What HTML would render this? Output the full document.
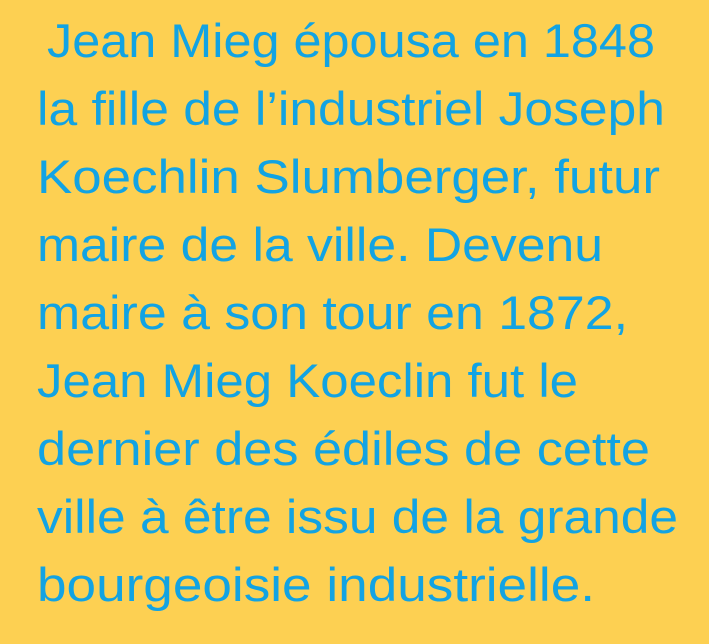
<!DOCTYPE html>
<html><head><meta charset="utf-8"><style>
html,body{margin:0;padding:0;background:#FDD052;}
svg{display:block}
text{font-family:"Liberation Sans",sans-serif;font-size:47px;fill:#12A3E3;}
</style></head><body>
<svg width="709" height="644" viewBox="0 0 709 644">
<rect width="709" height="644" fill="#FDD052"/>
<text x="47" y="57" textLength="608" lengthAdjust="spacingAndGlyphs">Jean Mieg épousa en 1848</text>
<text x="37" y="125" textLength="628" lengthAdjust="spacingAndGlyphs">la fille de l’industriel Joseph</text>
<text x="37" y="193" textLength="623" lengthAdjust="spacingAndGlyphs">Koechlin Slumberger, futur</text>
<text x="37" y="261" textLength="566" lengthAdjust="spacingAndGlyphs">maire de la ville. Devenu</text>
<text x="37" y="329" textLength="591" lengthAdjust="spacingAndGlyphs">maire à son tour en 1872,</text>
<text x="37" y="397" textLength="541" lengthAdjust="spacingAndGlyphs">Jean Mieg Koeclin fut le</text>
<text x="37" y="465" textLength="613" lengthAdjust="spacingAndGlyphs">dernier des édiles de cette</text>
<text x="37" y="533" textLength="641" lengthAdjust="spacingAndGlyphs">ville à être issu de la grande</text>
<text x="37" y="601" textLength="558" lengthAdjust="spacingAndGlyphs">bourgeoisie industrielle.</text>
</svg>
</body></html>
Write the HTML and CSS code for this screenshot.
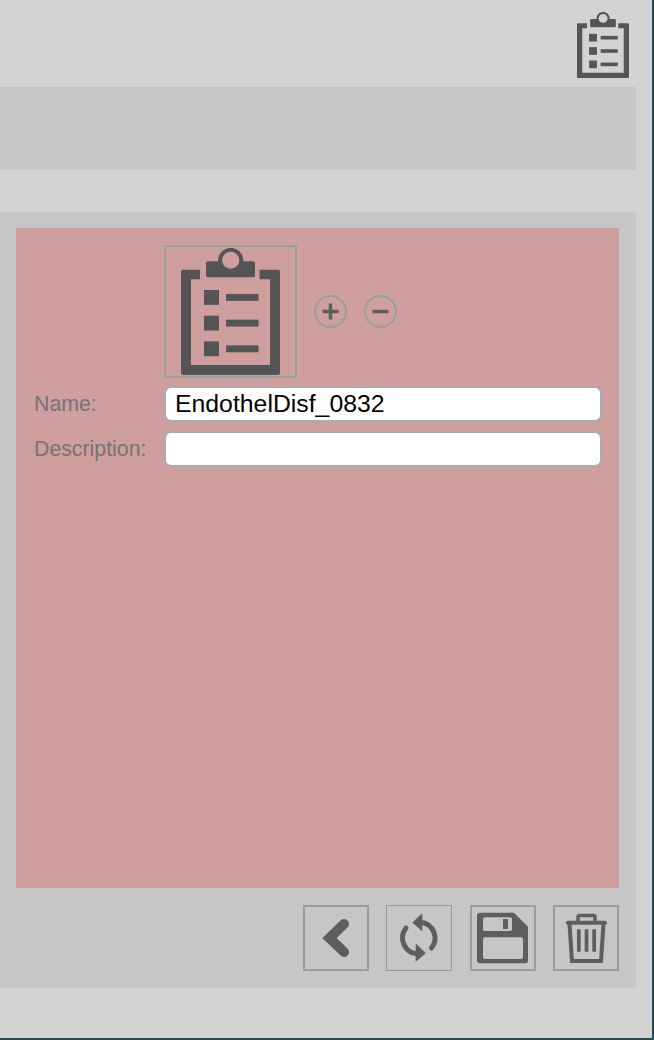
FILE: index.html
```html
<!DOCTYPE html>
<html lang="en">
<head>
  <meta charset="UTF-8" />
  <meta name="viewport" content="width=device-width, initial-scale=1" />
  <title>Checklist</title>
  <link rel="stylesheet" href="styles.css">
</head>
<body>
  <svg class="defs" width="0" height="0" aria-hidden="true">
    <symbol id="checklist" viewBox="31 11.5 99 128.5" preserveAspectRatio="none">
      <path d="M50 33.5H33a2 2 0 0 0-2 2V138a2 2 0 0 0 2 2h95a2 2 0 0 0 2-2V35.5a2 2 0 0 0-2-2h-18.500v9.500H120V130H41V43h9z"/>
      <rect x="56" y="25" width="49" height="16" rx="2"/>
      <circle cx="80.700" cy="24" r="10.600" fill="#cf9e9e" stroke="#555" stroke-width="4"/>
      <rect x="54" y="54" width="15" height="15"/>
      <rect x="54" y="80" width="15" height="15"/>
      <rect x="54" y="106" width="15" height="15"/>
      <rect x="76" y="58" width="32.500" height="7"/>
      <rect x="76" y="84" width="32.500" height="7"/>
      <rect x="76" y="110" width="32.500" height="7"/>
    </symbol>
    <symbol id="checklist-top" viewBox="31 11.5 99 128.5" preserveAspectRatio="none">
      <path d="M50 33.5H33a2 2 0 0 0-2 2V138a2 2 0 0 0 2 2h95a2 2 0 0 0 2-2V35.5a2 2 0 0 0-2-2h-18.500v9.500H120V130H41V43h9z"/>
      <rect x="56" y="25" width="49" height="16" rx="2"/>
      <circle cx="80.700" cy="24" r="10.600" fill="#d3d3d3" stroke="#555" stroke-width="4"/>
      <rect x="54" y="54" width="15" height="15"/>
      <rect x="54" y="80" width="15" height="15"/>
      <rect x="54" y="106" width="15" height="15"/>
      <rect x="76" y="58" width="32.500" height="7"/>
      <rect x="76" y="84" width="32.500" height="7"/>
      <rect x="76" y="110" width="32.500" height="7"/>
    </symbol>
  </svg>

  <div class="screen">
    <header class="top-bar">
      <svg class="top-icon"><use href="#checklist-top"/></svg>
    </header>

    <div class="band"></div>

    <section class="panel">
      <div class="form-area">
        <div class="icon-row">
          <div class="icon-box">
            <svg class="big-icon"><use href="#checklist"/></svg>
          </div>
          <button class="round-btn" type="button" aria-label="Add">
            <svg viewBox="0 0 33 33"><path d="M8.500 16.500h16M16.500 8.500v16"/></svg>
          </button>
          <button class="round-btn" type="button" aria-label="Remove">
            <svg viewBox="0 0 33 33"><path d="M8.500 16.500h16"/></svg>
          </button>
        </div>

        <div class="form-row">
          <label for="name">Name:</label>
          <input type="text" id="name" value="EndothelDisf_0832" />
        </div>
        <div class="form-row">
          <label for="description">Description:</label>
          <input type="text" id="description" value="" />
        </div>
      </div>

      <div class="toolbar">
        <button class="tool" type="button" aria-label="Back">
          <svg viewBox="0 0 66 66"><path class="line" d="M41 19 26.500 33 41 47" stroke-width="10"/></svg>
        </button>
        <button class="tool thin" type="button" aria-label="Refresh">
          <svg viewBox="0 0 66 66">
            <path class="line" d="M35 17.200A16 16 0 0 1 45.500 43" stroke-width="5"/>
            <path class="line" d="M31 48.800A16 16 0 0 1 20 23" stroke-width="5"/>
            <path d="M26.300 17.500 36.300 8.300V26.600z"/>
            <path d="M39.700 48.300 29.700 38.300V56.700z"/>
          </svg>
        </button>
        <button class="tool" type="button" aria-label="Save">
          <svg viewBox="0 0 66 66">
            <path fill-rule="evenodd" d="M10 7.700H44L58 21.700V55.300a3 3 0 0 1-3 3H10a3 3 0 0 1-3-3V10.700a3 3 0 0 1 3-3zM15 12.300a2 2 0 0 0-2 2V24a2 2 0 0 0 2 2H40a2 2 0 0 0 2-2V14.300a2 2 0 0 0-2-2zM15 32.300a2 2 0 0 0-2 2V52a2 2 0 0 0 2 2H51a2 2 0 0 0 2-2V34.300a2 2 0 0 0-2-2z"/>
            <rect x="33" y="14" width="5" height="10"/>
          </svg>
        </button>
        <button class="tool" type="button" aria-label="Delete">
          <svg viewBox="0 0 66 66">
            <path class="line" d="M15 17.700H52" stroke-width="4"/>
            <path class="line" d="M25 16.500V12a1.500 1.500 0 0 1 1.500-1.500h14A1.500 1.500 0 0 1 42 12v4.500" stroke-width="3.500"/>
            <path class="line" d="M16.500 19 19 56H48L50.500 19" stroke-width="4"/>
            <rect x="24" y="24.300" width="3.700" height="22.400"/>
            <rect x="31.700" y="24.300" width="3.700" height="22.400"/>
            <rect x="39.300" y="24.300" width="3.700" height="22.400"/>
          </svg>
        </button>
      </div>
    </section>
  </div>
</body>
</html>
```

FILE: styles.css
```css
* {
  box-sizing: border-box;
}

html,
body {
  height: 100%;
}

body {
  margin: 0;
  background: #1f4e57;
  font-family: "Liberation Sans", Arial, sans-serif;
  overflow: hidden;
}

.defs {
  display: block;
  height: 0;
}

.screen {
  width: 652px;
  height: 1038px;
  background: #d3d3d3;
}

.top-bar {
  height: 87px;
  display: flex;
  justify-content: flex-end;
  align-items: flex-start;
  padding: 12px 23px 0 0;
}

.top-icon {
  display: block;
  width: 52px;
  height: 66px;
  fill: #555;
  filter: blur(0.4px);
}

.band {
  width: 636px;
  height: 83px;
  background: #c6c6c6;
}

.panel {
  width: 636px;
  height: 776px;
  margin-top: 42px;
  padding: 16px 17px 0 16px;
  background: #c6c6c6;
}

.form-area {
  height: 660px;
  padding: 17px 17px 0 18px;
  background: #cf9e9e;
}

.icon-row {
  display: flex;
  align-items: center;
  gap: 17px;
  padding-left: 130px;
  margin-bottom: 8px;
}

.icon-box {
  width: 133px;
  height: 133px;
  border: 2px solid #9c9e9e;
  display: flex;
  padding: 1px 0 0 15px;
}

.big-icon {
  display: block;
  width: 99px;
  height: 127px;
  fill: #555;
  filter: blur(0.4px);
}

.round-btn {
  width: 33px;
  height: 33px;
  padding: 0;
  border: 2px solid #9a9e9e;
  border-radius: 50%;
  background: transparent;
}

.round-btn svg {
  display: block;
  width: 33px;
  height: 33px;
  margin: -2px;
  fill: none;
  stroke: #5e5e5e;
  stroke-width: 3.5;
  filter: blur(0.4px);
}

.form-row {
  display: flex;
  align-items: center;
  margin-bottom: 9px;
}

.form-row label {
  width: 130px;
  font-size: 21.300px;
  color: #757575;
}

.form-row input {
  width: 438px;
  height: 36px;
  padding: 0 9px;
  border: 2px solid #aaa;
  border-radius: 7px;
  background: #fff;
  font-family: inherit;
  font-size: 24.800px;
  color: #000;
  outline: none;
}

.toolbar {
  display: flex;
  justify-content: flex-end;
  gap: 17.400px;
  padding-top: 17px;
}

.tool {
  width: 66px;
  height: 66px;
  padding: 0;
  border: 2px solid #9c9c9c;
  background: transparent;
}

.tool.thin {
  border-width: 1px;
}

.tool svg {
  display: block;
  width: 66px;
  height: 66px;
  margin: -2px;
  fill: #5e5e5e;
  filter: blur(0.4px);
}

.tool.thin svg {
  margin: -1px;
}

.tool .line {
  fill: none;
  stroke: #5e5e5e;
  stroke-linecap: round;
}
```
- - -
## Aim of the exercise
Without the pictures, copy the entries from their first line through the line containing "</body></html>", and only those lines.

## The response
What HTML would render this? Output the full document.
<!DOCTYPE html>
<html><head><meta charset="utf-8"><style>
html,body{margin:0;padding:0;background:#FDD052;}
svg{display:block}
text{font-family:"Liberation Sans",sans-serif;font-size:47px;fill:#12A3E3;}
</style></head><body>
<svg width="709" height="644" viewBox="0 0 709 644">
<rect width="709" height="644" fill="#FDD052"/>
<text x="47" y="57" textLength="608" lengthAdjust="spacingAndGlyphs">Jean Mieg épousa en 1848</text>
<text x="37" y="125" textLength="628" lengthAdjust="spacingAndGlyphs">la fille de l’industriel Joseph</text>
<text x="37" y="193" textLength="623" lengthAdjust="spacingAndGlyphs">Koechlin Slumberger, futur</text>
<text x="37" y="261" textLength="566" lengthAdjust="spacingAndGlyphs">maire de la ville. Devenu</text>
<text x="37" y="329" textLength="591" lengthAdjust="spacingAndGlyphs">maire à son tour en 1872,</text>
<text x="37" y="397" textLength="541" lengthAdjust="spacingAndGlyphs">Jean Mieg Koeclin fut le</text>
<text x="37" y="465" textLength="613" lengthAdjust="spacingAndGlyphs">dernier des édiles de cette</text>
<text x="37" y="533" textLength="641" lengthAdjust="spacingAndGlyphs">ville à être issu de la grande</text>
<text x="37" y="601" textLength="558" lengthAdjust="spacingAndGlyphs">bourgeoisie industrielle.</text>
</svg>
</body></html>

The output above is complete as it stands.